→ EXERCISE DESCRIPTION
Scan the listing below for the word "screenshot" and state how many lines hold it. Write nothing but the number.

→ MATERIALS PROVIDED
## BEGIN
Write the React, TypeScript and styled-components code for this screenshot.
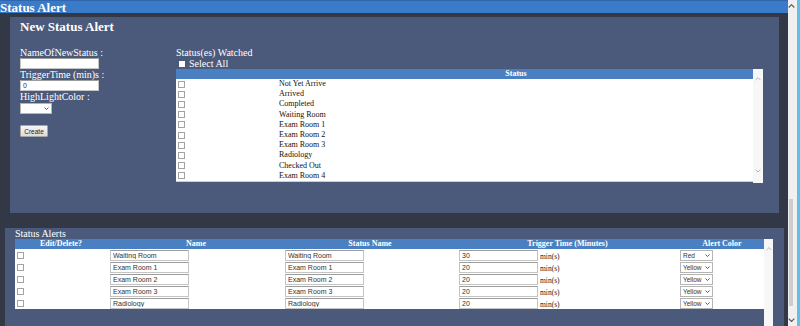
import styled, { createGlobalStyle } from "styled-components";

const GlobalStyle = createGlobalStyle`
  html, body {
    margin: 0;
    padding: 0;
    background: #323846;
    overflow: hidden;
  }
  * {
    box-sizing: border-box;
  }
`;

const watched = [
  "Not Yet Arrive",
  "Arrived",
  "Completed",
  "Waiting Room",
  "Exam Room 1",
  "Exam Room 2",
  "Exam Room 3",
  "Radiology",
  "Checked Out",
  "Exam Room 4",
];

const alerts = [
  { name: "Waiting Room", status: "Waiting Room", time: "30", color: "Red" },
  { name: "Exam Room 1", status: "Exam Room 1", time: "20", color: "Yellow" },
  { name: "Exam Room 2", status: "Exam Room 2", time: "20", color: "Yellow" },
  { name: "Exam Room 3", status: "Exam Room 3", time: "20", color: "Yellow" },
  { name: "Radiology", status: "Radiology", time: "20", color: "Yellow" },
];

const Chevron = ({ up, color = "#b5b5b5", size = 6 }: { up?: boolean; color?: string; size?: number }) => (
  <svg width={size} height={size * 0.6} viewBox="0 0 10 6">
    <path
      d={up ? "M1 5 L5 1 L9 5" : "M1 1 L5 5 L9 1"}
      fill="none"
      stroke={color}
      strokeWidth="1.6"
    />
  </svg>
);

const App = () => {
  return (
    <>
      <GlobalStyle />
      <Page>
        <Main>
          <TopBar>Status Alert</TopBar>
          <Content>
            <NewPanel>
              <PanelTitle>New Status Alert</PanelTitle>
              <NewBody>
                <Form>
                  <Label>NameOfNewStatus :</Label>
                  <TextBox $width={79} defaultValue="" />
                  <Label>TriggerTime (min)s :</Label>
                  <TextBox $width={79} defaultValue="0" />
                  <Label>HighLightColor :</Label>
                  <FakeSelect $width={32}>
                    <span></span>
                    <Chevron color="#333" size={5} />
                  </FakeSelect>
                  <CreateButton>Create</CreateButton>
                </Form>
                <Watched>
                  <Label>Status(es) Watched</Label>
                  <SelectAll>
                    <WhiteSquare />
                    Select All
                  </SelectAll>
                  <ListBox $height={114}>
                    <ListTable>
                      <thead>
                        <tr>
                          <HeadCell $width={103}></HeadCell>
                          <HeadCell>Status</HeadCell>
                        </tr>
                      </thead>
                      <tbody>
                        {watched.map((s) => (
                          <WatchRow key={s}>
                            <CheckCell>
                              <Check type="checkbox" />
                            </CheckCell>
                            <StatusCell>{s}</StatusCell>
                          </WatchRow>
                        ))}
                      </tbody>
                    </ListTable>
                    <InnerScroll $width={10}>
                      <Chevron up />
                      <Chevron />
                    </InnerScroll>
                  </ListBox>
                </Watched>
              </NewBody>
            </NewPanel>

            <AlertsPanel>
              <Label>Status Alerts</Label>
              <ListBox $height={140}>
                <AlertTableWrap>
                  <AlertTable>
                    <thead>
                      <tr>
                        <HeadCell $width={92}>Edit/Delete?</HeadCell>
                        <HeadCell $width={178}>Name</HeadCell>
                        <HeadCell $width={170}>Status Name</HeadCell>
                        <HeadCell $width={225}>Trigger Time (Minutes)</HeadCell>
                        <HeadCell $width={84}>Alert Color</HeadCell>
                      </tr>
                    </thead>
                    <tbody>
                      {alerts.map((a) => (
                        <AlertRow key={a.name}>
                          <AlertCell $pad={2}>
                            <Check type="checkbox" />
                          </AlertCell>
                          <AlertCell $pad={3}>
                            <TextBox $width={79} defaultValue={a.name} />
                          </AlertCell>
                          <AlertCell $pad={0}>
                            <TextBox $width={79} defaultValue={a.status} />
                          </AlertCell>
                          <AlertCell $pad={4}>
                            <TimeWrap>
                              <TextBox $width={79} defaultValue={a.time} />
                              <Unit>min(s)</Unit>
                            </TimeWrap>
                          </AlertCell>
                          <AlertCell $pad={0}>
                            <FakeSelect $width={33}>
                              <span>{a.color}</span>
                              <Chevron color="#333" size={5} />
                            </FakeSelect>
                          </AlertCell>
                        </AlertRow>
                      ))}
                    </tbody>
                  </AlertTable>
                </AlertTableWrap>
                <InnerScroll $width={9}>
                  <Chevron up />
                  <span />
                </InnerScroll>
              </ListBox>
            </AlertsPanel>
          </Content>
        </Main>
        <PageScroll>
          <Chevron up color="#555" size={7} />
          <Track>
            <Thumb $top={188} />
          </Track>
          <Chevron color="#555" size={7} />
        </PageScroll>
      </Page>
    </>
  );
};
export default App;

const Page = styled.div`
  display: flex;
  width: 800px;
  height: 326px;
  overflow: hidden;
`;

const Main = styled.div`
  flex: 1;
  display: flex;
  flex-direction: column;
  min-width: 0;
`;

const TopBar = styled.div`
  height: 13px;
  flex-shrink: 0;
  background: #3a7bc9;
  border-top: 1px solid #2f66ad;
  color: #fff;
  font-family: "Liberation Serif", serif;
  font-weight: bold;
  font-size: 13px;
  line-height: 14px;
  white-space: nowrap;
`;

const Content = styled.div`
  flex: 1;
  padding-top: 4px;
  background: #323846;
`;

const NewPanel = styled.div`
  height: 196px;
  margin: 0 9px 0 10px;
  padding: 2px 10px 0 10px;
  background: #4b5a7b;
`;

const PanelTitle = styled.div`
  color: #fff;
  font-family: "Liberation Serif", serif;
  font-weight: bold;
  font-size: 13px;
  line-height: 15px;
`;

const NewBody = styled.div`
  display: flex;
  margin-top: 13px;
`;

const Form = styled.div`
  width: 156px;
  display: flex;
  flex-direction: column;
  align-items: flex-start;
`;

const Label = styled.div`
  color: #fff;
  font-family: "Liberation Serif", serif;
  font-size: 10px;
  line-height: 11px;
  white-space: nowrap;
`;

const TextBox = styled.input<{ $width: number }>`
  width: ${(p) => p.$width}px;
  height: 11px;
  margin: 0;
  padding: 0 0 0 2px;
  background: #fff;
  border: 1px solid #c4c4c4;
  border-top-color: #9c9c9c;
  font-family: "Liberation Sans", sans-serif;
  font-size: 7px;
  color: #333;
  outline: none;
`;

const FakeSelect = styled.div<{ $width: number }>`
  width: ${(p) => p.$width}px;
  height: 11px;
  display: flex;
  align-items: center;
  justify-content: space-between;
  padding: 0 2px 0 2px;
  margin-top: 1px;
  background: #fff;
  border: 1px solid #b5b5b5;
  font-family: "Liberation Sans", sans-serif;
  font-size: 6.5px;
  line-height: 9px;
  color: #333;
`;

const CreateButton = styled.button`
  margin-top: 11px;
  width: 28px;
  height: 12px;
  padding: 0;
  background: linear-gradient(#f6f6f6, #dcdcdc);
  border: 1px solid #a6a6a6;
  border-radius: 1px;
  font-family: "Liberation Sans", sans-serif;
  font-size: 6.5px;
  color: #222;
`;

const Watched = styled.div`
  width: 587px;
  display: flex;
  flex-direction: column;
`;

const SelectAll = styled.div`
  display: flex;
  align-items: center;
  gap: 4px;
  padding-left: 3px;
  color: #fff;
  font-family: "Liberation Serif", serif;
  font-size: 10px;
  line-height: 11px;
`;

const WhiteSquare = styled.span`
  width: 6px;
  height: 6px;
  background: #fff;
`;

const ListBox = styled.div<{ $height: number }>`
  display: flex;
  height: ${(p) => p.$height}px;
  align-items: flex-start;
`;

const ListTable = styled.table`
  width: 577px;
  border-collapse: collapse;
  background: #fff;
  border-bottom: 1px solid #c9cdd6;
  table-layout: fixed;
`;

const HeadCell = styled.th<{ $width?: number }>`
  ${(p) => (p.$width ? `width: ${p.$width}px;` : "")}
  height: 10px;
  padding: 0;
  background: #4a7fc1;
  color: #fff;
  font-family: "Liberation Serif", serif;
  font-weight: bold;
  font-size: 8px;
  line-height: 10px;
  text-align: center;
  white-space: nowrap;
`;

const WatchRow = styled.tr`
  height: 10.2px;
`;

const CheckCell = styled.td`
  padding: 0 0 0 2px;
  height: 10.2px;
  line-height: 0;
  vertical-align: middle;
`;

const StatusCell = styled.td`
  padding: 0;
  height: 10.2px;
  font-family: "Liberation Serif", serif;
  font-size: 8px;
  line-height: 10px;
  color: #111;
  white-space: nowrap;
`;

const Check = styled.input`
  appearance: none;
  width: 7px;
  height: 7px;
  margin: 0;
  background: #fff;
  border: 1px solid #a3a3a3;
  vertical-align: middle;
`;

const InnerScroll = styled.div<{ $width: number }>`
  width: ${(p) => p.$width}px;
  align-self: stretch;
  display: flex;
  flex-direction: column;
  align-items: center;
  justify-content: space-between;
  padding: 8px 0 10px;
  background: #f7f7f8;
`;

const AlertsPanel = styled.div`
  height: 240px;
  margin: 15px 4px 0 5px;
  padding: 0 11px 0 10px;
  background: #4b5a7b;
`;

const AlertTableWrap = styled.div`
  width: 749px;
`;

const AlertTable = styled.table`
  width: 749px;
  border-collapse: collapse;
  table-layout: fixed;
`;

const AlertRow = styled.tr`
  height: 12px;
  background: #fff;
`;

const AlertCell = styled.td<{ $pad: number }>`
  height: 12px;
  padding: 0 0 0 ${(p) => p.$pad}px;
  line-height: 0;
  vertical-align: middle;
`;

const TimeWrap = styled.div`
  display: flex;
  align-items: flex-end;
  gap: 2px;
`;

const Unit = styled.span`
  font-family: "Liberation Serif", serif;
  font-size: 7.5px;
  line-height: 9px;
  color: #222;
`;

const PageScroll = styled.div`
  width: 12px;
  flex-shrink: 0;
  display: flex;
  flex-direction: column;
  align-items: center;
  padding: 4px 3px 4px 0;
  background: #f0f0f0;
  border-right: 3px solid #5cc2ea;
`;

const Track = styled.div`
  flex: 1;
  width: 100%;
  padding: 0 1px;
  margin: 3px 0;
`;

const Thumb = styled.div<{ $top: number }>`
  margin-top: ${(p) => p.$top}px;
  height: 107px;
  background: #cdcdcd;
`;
## END
## BEGIN
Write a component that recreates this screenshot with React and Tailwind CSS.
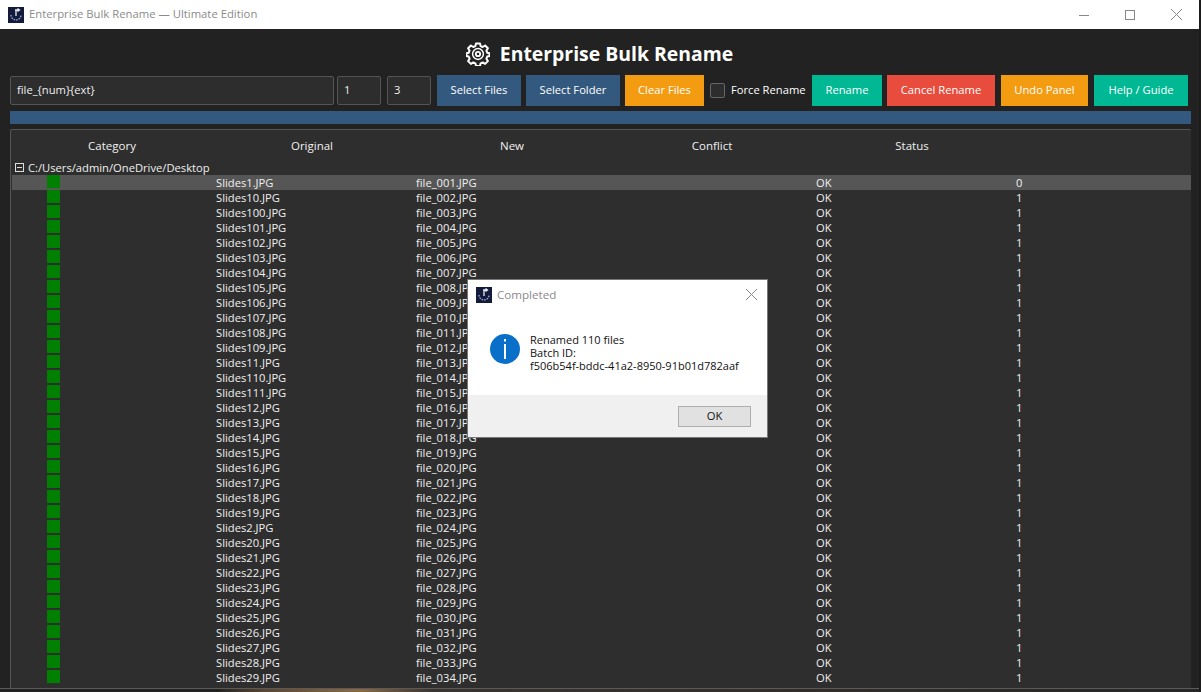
## END
→ COMPLETED TASK
2